With everyone talking about redundancies and recession, you would be forgiven for thinking a 'job for life' was as much a myth as the Minotaur or Medusa.

With everyone talking about redundancies and recession, you would be forgiven for thinking a 'job for life' was as much a myth as the Minotaur or Medusa.

But for one man in north Norfolk, a job he expected to last just five or six years, gave him the security workers these days could not even dream of.

John Mansford retired on Friday after 50 years working for the same engineering company in North Walsham.

The pensioner - who is 65 today - began working for The Wall Engineering Company on April 2 1959 as a 'cropper', manually cutting and machining the plates needed to make agricultural buildings.

Over five decades, Mr Mansford, a father of two, said the company had changed 'dramatically'.

He has watched it switch from making steelwork for agricultural buildings to retail stores and offices - via aircraft hangars - and, in the 1980s, saw it enter the computer-age.

As a production controller, he has spent the past 23 years programming the factory machinery by computer and can set the equipment to cut thousands of holes in hundreds of plates - all from the safety of his office.

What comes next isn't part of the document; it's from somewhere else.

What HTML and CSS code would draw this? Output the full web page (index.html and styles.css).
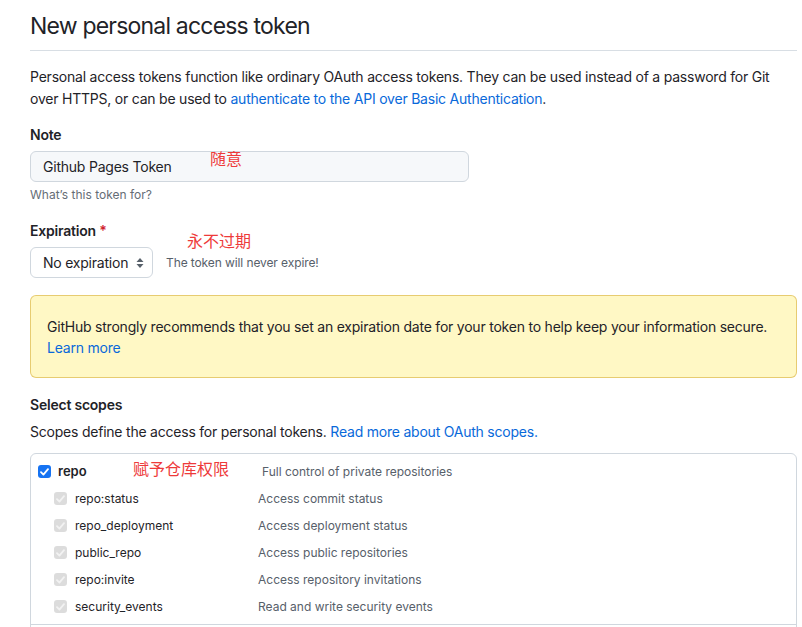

Mr Mansford, who began working for The Wall when he was 15, has seen recessions - along with his colleagues - come and go over the years.

Recalling a difficult period 40 years ago, he said: 'There were 12 people on the shop floor and we had nothing to do so we swept up. They had to lay two or three men off because there wasn't enough work. I've lost count of how many have come and gone.'

Arriving for work on his last day, the pensioner's colleagues made sure he would not forget them in a hurry.

He said: 'I've been put in the bin. I walked in and they just grabbed me. They're a good crowd. I would do anything for them, and they would do anything for me.'

Mr Mansford, who has been married to wife Evelyn for 38 years, was able to enjoy his final day, taking time to say goodbye to his workmates - but he said retirement was unlucky to be so easy-going.

He said his wife had already made a list of jobs for him to do - but had also scheduled in monthly trips out for the couple so they could spend more time together.